Showing posts with label Dick Miller. Show all posts
Showing posts with label Dick Miller. Show all posts

Sunday, June 6, 2010

Carniverous plant life has never been funnier

Little Shop of Horrors (1960)
Starring: Jonathan Haze, Jackie Joseph, Mel Welles, Dick Miller, Tammy Windsor, Toby Michaels, and Jack Nicholson
Director: Roger Corman
Rating: Eight of Ten Stars

When the nebbish flowershop employee Seymore (Haze) creates a brand-new kind of plant as an expression of his love for fellow employee Audrey (Joseph), their boss Mushnik (Welles) is delighted that business starts booming after curious passer-bys stop in to see the plant. However, it soon becomes apparent that Seymore has created a monster--a talking plant with telepathic powers and a taste for human flesh!


"The Little Shop of Horrors" is a bizarre, chaotic, strange, and thorougly entertaining comedy. The jokes, nonsensical situations, and oddball characters keep coming non-stop, and along the way, Corman and crew mananges to parody cop dramas, monster movies, romance films, and even swashbuckler movies. The film unfolds almost like a dream, so random are some of the characters and dialogue exchanges, yet it all comes together in a film that exudes a great surreal atmosphere.

This may look like the low-budget movie that it is, but it was made with a crew that understood the limitations they were working under. It's also blessed with a fun script, and a cast of entergitic actors with fine comedic timing--I particularly love the three leads (Haze, Welles, and Joseph), Miller (as the "flower eater"), and the two girls buying flowers for a parade float. This is one of Corman's very best, and I think it's a flm worth seeing for anyone who loves kooky comedies... because this is one of the kookiest!



Monday, May 24, 2010

One of Corman's first is also one of his best

A Bucket of Blood (1959)
Starring: Dick Miller, Barboura Morris, Antony Carbone, and Julian Burton
Director: Roger Corman
Rating: Eight of Ten Stars

Walter (Miller), the dorky, put-upon busboy at the beatnik hangout Yellow Door Cafe, wants desperately to be an artist--both so he can impress his beautiful coworker Carla (Morris) and receive the sort of adulations that are heaped nightly upon poet Maxwell Brock (Burton). After he accidentially kills his neighbor's cat, he hits upon the perfect medium for his creative expression--covering dead bodies with clay and presenting them as sculptures. Soon, people are dying to be his models.


For years, I maligned Roger Corman as a terrible filmmaker. This was partly due to the fact that that the first few movies of his that I saw were indeed awful, such as "The Gunslinger." However, as I've been seeing more of his films, I've realized I misjudged him.

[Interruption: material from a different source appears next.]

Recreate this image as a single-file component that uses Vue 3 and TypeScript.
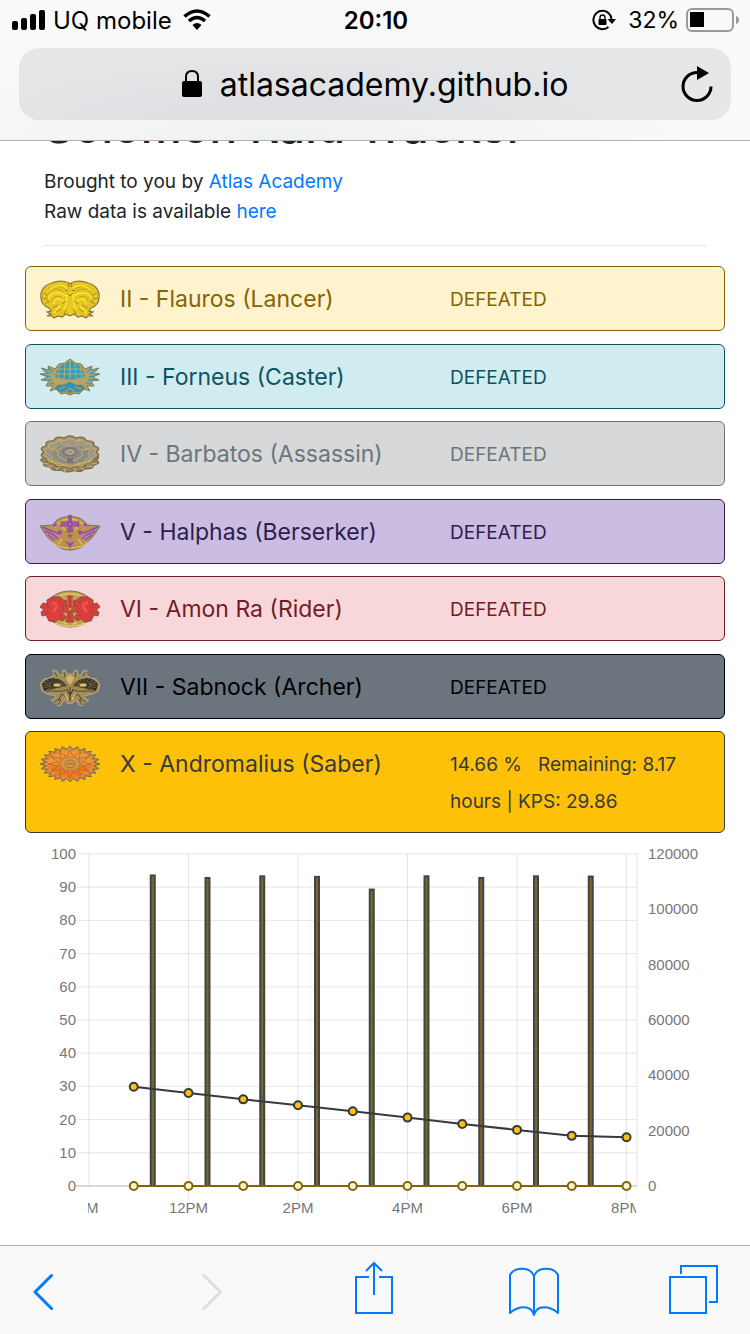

He could make good movies, and "A Bucket of Blood" is one of this best!


"A Bucket of Blood" is a dark comedy where a talentless loner, desperate for acceptance, goes to extremes to fit in. Its events and messages can be interperted in many ways--as commentary on what passes for "art"; as a statement about the downsides of societal pressures to fit in, even among supposedly accepting counter-cultures; that the one constant in life is hypocracy; or perhaps even all of these--or the viewer can just switch off the brain and watch Walter's quest for acknowledgement spin out of control.

The general structure, story, and even the types of characters, of "A Bucket of Blood" is similar to Corman's later "The Little Shop of Horrors", but the story is more tightly focused, the humor sharper, and the actors' performances more restrained. Where "The Little Shop of Horrors" was a broadbased spoof, "A Bucket of Blood" keeps its attention on beatniks, artists, and wannabes. The main characters are virtually identical, and they even come to similar final fates, but Walter emerges as a far more sinister and evil character than Seymour, and the climactic moment in "Bucket" is more impactful (where it was just goofy in "Shop".

The camerawork and lighting of this film are near perfect. Yes, this is a low-buget film, and the sets are simple and shabby, but Corman uses a wide range of filmmaking techniques that heighten the drama and horror toward the end of the film, and they greatly enhance the pitch-black comedy when Walter's boss (Carbone) is reacting in the background while Walter is showing his latest creation to him and Carla, after the boss has realized how the sculptures are being created. In fact, during the chase scene toward the end of the film, I found myself wondering if many modern filmmakers should be forced to watch this movie to see how to properly apply the tools of their trade.

The actors are also universally excellent, with great comedic talent shown all-around, from the pair of doped-out beatniks who wander through the scenes spouting hilarious nonsense; to Carbone, as the demanding boss who finds respect and fear for his busboy; to Morris, Walter's kindhearted coworker and target of his affections; to Burton, as the blowhard, psuedo-intellectual poet; to Miller, who, in his only starring role, puts on a spectacular show as a dork who turns into a homicidal maniac because of a hunger for acceptance. Miller does a fine job of going from goofy to menacing, but still maintaining a comic tone.